--- BEGIN DATA SECTION ---

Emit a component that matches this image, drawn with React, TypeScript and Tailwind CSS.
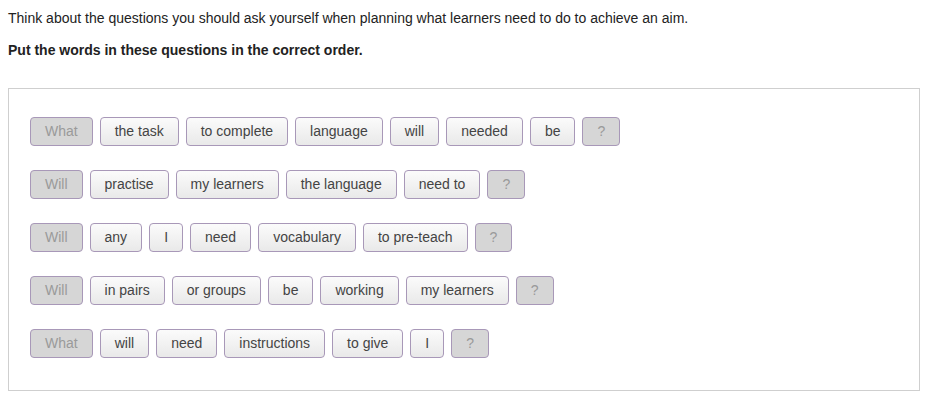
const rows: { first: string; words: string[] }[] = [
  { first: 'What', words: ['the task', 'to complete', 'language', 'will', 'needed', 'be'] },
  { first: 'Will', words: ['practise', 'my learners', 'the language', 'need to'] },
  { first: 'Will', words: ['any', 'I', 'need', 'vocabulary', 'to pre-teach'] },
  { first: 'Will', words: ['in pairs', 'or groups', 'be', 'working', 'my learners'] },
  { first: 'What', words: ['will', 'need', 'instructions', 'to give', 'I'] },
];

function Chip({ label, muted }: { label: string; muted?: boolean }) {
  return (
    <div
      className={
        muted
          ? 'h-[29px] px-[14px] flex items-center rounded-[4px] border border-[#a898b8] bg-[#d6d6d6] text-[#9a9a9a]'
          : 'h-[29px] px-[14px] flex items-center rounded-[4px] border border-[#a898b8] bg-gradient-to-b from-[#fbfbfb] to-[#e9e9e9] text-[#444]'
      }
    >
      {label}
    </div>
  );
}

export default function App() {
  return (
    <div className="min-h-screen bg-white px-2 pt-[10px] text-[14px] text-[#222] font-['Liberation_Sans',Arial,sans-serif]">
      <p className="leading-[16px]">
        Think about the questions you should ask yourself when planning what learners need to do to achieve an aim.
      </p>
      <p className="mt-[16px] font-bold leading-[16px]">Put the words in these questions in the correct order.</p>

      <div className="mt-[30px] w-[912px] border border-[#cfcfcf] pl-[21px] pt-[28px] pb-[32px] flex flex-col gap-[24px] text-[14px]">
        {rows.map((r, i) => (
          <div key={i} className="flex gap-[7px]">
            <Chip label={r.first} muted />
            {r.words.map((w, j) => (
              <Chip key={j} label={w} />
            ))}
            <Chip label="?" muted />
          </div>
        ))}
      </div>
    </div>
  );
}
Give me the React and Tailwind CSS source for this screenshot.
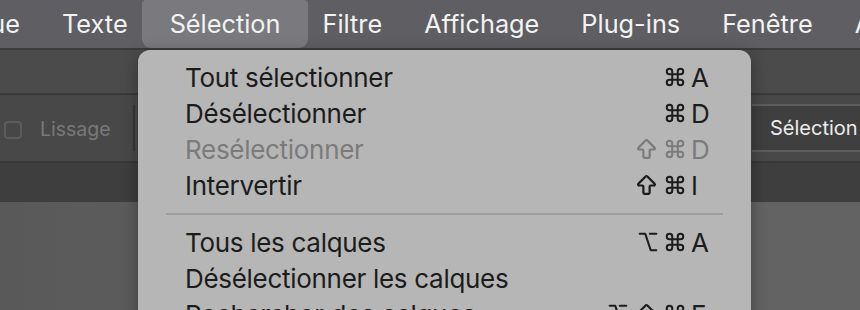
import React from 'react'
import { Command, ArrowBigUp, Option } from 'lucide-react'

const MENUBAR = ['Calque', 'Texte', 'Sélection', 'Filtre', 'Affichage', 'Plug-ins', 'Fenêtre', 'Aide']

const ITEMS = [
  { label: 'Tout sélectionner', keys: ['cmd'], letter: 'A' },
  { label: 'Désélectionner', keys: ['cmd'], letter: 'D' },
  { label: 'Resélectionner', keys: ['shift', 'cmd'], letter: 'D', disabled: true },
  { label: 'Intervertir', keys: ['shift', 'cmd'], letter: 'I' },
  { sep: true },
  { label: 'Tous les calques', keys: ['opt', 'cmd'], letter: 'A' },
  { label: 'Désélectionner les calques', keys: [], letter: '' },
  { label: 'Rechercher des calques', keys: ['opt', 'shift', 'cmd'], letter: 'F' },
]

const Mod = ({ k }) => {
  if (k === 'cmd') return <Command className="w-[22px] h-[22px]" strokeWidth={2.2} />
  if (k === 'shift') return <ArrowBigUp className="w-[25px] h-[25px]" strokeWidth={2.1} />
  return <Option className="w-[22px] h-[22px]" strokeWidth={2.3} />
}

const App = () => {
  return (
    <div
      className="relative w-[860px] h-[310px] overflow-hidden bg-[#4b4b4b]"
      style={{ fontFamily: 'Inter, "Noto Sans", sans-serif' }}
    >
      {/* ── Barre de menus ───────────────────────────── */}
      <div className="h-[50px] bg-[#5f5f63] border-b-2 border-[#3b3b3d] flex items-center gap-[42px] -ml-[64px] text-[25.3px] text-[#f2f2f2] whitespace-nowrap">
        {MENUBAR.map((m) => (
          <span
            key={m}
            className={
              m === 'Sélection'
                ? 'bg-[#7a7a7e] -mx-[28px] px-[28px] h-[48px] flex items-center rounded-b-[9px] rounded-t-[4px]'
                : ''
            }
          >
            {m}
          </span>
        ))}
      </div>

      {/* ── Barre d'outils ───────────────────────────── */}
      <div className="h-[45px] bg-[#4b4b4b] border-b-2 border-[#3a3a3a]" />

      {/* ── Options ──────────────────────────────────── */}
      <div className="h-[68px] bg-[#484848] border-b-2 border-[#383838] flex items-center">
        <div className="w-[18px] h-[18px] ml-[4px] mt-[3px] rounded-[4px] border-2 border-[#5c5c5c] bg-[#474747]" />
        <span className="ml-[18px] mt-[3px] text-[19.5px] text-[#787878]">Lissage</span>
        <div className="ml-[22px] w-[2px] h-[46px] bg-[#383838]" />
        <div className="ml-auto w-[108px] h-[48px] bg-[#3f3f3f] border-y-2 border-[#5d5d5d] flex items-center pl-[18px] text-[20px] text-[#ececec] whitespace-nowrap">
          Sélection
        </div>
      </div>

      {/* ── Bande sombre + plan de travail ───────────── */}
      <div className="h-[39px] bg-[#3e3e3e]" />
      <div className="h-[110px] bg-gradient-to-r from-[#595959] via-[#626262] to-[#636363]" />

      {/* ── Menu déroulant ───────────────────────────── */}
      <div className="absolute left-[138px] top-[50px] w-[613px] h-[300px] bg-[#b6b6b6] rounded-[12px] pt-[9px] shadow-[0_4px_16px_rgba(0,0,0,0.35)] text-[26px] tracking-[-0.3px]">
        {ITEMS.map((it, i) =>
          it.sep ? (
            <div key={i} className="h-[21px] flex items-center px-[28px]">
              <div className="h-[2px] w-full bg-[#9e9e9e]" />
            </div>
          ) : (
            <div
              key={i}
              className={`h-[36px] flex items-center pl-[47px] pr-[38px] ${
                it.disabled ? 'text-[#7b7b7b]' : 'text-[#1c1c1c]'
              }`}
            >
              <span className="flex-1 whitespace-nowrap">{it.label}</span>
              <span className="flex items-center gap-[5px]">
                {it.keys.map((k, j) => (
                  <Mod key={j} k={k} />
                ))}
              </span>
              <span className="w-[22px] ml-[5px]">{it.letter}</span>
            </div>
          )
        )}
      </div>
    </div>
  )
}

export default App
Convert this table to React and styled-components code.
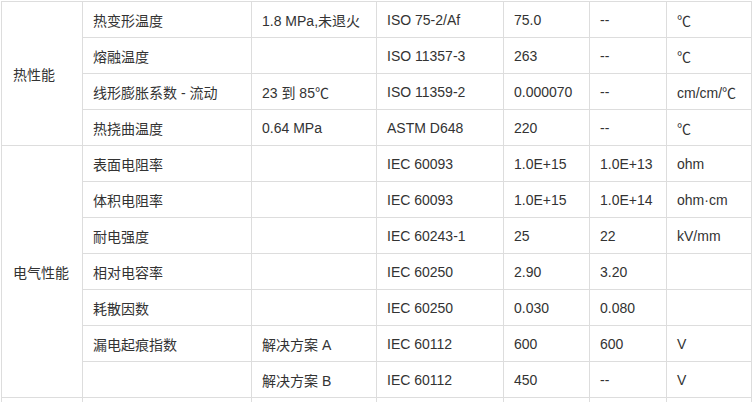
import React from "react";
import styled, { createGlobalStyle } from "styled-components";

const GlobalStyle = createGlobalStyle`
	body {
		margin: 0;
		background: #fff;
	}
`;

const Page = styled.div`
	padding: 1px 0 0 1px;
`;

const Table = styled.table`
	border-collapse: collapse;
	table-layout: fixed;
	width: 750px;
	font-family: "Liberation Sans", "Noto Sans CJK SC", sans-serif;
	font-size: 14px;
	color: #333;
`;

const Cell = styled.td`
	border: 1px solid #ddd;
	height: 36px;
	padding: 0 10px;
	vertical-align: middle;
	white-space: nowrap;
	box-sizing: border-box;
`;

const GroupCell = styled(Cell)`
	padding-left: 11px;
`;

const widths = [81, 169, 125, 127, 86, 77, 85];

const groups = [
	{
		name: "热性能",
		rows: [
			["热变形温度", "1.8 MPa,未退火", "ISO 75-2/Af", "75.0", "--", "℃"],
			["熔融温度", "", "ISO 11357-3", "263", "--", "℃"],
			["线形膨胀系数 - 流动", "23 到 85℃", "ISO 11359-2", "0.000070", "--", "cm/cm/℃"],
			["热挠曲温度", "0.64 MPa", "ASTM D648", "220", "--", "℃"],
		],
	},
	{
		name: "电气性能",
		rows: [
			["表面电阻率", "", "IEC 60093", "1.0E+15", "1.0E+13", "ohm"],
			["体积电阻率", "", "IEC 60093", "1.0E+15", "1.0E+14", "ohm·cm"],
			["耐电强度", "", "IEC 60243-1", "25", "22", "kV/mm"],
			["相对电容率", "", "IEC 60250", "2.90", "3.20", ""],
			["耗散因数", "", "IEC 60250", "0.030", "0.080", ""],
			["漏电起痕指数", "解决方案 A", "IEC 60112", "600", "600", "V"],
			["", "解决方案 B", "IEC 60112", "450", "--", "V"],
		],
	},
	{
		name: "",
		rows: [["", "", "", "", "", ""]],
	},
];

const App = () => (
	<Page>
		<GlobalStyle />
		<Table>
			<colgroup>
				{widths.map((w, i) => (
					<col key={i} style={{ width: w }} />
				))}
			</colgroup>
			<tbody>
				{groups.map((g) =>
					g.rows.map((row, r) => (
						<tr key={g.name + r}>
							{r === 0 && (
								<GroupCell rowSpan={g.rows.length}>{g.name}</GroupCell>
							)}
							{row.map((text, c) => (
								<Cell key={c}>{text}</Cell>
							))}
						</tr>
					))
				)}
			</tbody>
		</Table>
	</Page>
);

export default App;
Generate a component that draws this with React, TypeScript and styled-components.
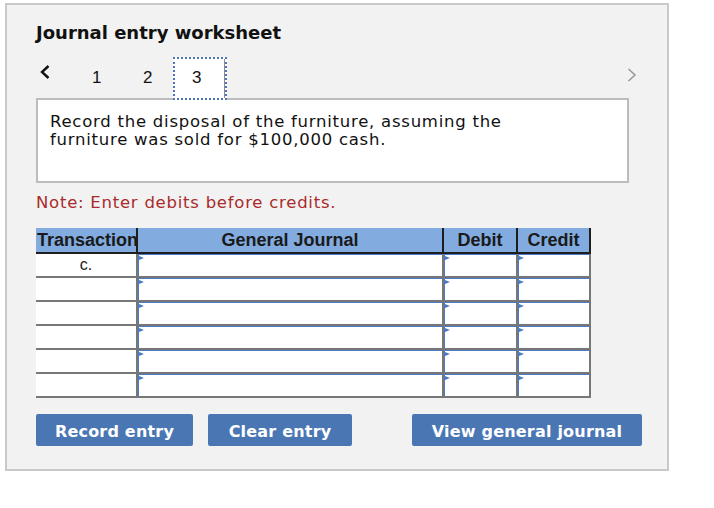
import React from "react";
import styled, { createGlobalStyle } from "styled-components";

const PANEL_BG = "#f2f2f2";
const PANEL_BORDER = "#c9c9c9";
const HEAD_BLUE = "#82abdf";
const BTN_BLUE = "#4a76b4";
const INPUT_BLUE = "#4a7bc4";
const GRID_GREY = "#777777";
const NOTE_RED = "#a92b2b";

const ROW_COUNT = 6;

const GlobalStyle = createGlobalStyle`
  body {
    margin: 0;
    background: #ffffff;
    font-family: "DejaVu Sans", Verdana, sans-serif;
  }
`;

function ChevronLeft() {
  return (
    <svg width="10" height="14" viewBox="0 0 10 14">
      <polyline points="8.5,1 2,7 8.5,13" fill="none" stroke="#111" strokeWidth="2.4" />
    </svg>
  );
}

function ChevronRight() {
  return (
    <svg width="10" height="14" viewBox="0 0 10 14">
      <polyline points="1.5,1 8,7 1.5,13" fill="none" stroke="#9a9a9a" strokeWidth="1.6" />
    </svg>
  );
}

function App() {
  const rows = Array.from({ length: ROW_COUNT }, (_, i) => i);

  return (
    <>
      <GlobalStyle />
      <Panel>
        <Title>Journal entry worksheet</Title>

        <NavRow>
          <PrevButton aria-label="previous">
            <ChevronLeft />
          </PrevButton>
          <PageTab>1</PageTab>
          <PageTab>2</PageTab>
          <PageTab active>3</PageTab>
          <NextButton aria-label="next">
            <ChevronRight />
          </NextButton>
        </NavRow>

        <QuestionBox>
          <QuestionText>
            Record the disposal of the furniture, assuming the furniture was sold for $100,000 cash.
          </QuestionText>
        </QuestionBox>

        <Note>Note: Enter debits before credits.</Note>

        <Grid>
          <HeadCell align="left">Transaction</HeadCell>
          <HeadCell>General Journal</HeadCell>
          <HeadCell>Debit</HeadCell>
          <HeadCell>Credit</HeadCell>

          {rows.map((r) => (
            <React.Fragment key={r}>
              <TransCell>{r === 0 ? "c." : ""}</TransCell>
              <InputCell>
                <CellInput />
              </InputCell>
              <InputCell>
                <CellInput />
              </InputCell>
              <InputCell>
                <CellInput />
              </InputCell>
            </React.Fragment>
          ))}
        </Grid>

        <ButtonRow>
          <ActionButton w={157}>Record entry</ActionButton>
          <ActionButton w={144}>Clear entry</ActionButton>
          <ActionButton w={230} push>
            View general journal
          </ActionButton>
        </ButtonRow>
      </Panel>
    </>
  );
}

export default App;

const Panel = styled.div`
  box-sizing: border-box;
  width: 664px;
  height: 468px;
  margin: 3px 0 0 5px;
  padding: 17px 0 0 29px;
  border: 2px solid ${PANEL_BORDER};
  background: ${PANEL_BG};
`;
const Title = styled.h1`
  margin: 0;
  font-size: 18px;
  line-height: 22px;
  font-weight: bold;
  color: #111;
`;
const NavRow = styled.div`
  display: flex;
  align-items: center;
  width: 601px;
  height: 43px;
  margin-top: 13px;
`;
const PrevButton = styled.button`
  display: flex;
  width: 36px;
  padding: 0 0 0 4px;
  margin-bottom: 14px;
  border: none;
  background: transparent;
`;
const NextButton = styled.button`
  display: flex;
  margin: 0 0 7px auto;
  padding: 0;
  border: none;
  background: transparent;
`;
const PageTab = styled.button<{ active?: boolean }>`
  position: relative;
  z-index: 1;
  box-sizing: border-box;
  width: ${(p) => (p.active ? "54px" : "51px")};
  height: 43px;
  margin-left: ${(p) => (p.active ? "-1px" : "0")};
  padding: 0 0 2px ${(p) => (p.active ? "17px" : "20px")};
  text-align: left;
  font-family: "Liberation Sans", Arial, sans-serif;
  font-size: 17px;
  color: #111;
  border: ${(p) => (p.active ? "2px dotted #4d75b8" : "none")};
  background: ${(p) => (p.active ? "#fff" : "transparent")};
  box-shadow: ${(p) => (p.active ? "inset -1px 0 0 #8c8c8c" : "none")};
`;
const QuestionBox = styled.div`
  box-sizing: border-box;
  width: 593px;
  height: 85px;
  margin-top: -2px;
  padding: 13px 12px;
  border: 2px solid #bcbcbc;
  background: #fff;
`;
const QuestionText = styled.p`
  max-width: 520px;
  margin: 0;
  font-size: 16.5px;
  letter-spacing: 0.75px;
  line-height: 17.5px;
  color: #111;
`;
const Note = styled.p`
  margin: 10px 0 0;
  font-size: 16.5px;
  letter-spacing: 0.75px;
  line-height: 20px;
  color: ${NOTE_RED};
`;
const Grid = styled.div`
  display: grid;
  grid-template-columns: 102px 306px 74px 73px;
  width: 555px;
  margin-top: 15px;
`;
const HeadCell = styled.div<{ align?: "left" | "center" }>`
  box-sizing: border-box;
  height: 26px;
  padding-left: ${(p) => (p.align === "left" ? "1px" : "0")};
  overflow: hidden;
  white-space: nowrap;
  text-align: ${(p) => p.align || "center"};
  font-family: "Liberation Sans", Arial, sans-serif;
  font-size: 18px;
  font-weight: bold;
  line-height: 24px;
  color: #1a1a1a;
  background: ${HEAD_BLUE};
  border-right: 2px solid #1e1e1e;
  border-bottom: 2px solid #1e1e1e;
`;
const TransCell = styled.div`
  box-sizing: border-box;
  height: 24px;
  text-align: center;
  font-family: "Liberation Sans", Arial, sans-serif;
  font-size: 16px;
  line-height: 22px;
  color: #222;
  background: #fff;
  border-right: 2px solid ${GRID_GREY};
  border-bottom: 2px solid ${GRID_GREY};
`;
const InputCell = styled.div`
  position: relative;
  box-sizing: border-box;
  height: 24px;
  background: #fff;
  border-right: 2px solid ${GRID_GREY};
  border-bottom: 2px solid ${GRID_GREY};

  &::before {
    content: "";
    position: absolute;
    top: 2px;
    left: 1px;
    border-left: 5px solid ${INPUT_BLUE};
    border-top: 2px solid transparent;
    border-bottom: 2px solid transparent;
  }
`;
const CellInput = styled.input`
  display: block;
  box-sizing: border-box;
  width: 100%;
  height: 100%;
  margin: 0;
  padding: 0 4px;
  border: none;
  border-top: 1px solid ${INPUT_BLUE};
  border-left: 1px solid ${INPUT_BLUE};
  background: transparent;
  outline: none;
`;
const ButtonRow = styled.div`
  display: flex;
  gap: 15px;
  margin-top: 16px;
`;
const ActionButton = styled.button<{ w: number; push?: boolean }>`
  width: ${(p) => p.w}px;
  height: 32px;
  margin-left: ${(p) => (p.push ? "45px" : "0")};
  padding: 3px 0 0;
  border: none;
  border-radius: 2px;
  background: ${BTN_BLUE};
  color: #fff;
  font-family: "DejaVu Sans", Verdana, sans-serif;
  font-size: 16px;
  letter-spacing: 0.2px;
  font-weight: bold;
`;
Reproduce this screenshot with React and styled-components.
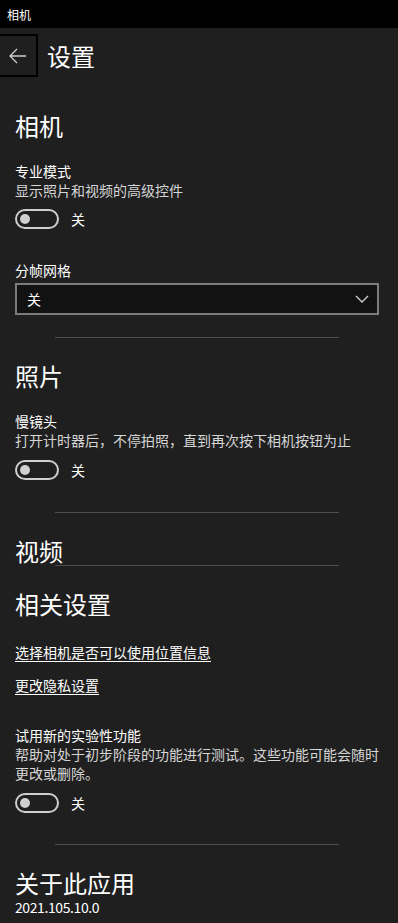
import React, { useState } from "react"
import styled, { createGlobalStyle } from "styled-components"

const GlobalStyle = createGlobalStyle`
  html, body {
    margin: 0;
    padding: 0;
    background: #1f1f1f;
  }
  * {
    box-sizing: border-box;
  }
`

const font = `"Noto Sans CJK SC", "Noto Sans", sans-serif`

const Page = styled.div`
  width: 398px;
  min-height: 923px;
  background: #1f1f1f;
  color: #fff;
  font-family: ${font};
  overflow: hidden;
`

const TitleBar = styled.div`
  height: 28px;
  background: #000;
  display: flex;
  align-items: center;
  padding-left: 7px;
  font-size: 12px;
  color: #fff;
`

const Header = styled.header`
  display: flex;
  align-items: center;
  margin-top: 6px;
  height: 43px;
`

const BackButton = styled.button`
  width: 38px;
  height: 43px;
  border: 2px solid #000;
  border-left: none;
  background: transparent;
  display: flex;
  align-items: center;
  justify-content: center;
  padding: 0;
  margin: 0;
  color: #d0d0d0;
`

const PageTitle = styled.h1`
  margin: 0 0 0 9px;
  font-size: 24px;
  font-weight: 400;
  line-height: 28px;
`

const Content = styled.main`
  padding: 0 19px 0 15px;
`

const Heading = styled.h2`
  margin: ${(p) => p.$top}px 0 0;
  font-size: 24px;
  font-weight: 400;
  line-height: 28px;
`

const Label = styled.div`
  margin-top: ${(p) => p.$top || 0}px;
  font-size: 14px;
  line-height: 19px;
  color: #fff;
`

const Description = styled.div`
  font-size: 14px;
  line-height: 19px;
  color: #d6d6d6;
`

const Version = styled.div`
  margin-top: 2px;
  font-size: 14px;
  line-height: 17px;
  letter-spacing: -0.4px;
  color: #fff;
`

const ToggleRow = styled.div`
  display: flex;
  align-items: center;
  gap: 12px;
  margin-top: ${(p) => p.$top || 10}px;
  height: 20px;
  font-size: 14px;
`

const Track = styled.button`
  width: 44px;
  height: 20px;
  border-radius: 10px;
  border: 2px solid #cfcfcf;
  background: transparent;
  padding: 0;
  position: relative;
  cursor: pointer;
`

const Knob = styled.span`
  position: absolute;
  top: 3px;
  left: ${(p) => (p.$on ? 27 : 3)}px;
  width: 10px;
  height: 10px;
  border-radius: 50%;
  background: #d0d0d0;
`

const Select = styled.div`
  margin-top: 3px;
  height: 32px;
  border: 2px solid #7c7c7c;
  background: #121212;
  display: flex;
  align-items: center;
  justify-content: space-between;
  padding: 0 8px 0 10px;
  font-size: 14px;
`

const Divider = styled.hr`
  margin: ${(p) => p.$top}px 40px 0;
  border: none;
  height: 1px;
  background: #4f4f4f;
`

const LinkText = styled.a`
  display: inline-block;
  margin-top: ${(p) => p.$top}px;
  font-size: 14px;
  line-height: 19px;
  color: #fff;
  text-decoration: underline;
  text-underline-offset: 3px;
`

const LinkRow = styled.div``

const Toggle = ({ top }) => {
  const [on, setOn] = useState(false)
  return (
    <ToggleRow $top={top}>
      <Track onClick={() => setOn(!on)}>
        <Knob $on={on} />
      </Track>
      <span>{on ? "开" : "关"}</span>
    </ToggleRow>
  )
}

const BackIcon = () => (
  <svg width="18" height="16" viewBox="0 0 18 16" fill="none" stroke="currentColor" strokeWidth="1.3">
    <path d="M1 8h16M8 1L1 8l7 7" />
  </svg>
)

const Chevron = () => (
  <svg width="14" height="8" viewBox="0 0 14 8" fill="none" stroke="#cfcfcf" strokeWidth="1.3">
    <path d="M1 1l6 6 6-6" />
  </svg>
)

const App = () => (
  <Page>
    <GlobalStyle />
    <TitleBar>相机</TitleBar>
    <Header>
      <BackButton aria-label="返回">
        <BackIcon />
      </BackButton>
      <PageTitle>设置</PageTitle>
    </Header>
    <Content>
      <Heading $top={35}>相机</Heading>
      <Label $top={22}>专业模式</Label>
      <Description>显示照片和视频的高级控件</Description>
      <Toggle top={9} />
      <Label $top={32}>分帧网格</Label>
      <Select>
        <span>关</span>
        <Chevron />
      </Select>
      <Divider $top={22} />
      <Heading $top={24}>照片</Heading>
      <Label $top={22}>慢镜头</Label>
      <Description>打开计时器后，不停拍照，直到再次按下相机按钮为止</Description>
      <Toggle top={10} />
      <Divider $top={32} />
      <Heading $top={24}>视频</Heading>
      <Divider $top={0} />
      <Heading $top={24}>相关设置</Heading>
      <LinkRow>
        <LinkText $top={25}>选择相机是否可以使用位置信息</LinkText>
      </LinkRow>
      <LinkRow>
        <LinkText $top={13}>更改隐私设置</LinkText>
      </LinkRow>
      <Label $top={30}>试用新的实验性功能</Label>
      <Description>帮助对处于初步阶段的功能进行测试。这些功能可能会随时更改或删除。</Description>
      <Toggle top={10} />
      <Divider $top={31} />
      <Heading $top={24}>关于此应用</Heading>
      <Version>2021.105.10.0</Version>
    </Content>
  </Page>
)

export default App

--- END DATA SECTION ---

Please take the lines from the beginning of the data above through the line holding "Command, ArrowBigUp, Option" and transcribe them exactly, without any pictures.

Emit a component that matches this image, drawn with React, TypeScript and Tailwind CSS.
const rows: { first: string; words: string[] }[] = [
  { first: 'What', words: ['the task', 'to complete', 'language', 'will', 'needed', 'be'] },
  { first: 'Will', words: ['practise', 'my learners', 'the language', 'need to'] },
  { first: 'Will', words: ['any', 'I', 'need', 'vocabulary', 'to pre-teach'] },
  { first: 'Will', words: ['in pairs', 'or groups', 'be', 'working', 'my learners'] },
  { first: 'What', words: ['will', 'need', 'instructions', 'to give', 'I'] },
];

function Chip({ label, muted }: { label: string; muted?: boolean }) {
  return (
    <div
      className={
        muted
          ? 'h-[29px] px-[14px] flex items-center rounded-[4px] border border-[#a898b8] bg-[#d6d6d6] text-[#9a9a9a]'
          : 'h-[29px] px-[14px] flex items-center rounded-[4px] border border-[#a898b8] bg-gradient-to-b from-[#fbfbfb] to-[#e9e9e9] text-[#444]'
      }
    >
      {label}
    </div>
  );
}

export default function App() {
  return (
    <div className="min-h-screen bg-white px-2 pt-[10px] text-[14px] text-[#222] font-['Liberation_Sans',Arial,sans-serif]">
      <p className="leading-[16px]">
        Think about the questions you should ask yourself when planning what learners need to do to achieve an aim.
      </p>
      <p className="mt-[16px] font-bold leading-[16px]">Put the words in these questions in the correct order.</p>

      <div className="mt-[30px] w-[912px] border border-[#cfcfcf] pl-[21px] pt-[28px] pb-[32px] flex flex-col gap-[24px] text-[14px]">
        {rows.map((r, i) => (
          <div key={i} className="flex gap-[7px]">
            <Chip label={r.first} muted />
            {r.words.map((w, j) => (
              <Chip key={j} label={w} />
            ))}
            <Chip label="?" muted />
          </div>
        ))}
      </div>
    </div>
  );
}
Give me the React and Tailwind CSS source for this screenshot.
import React from 'react'
import { Command, ArrowBigUp, Option } from 'lucide-react'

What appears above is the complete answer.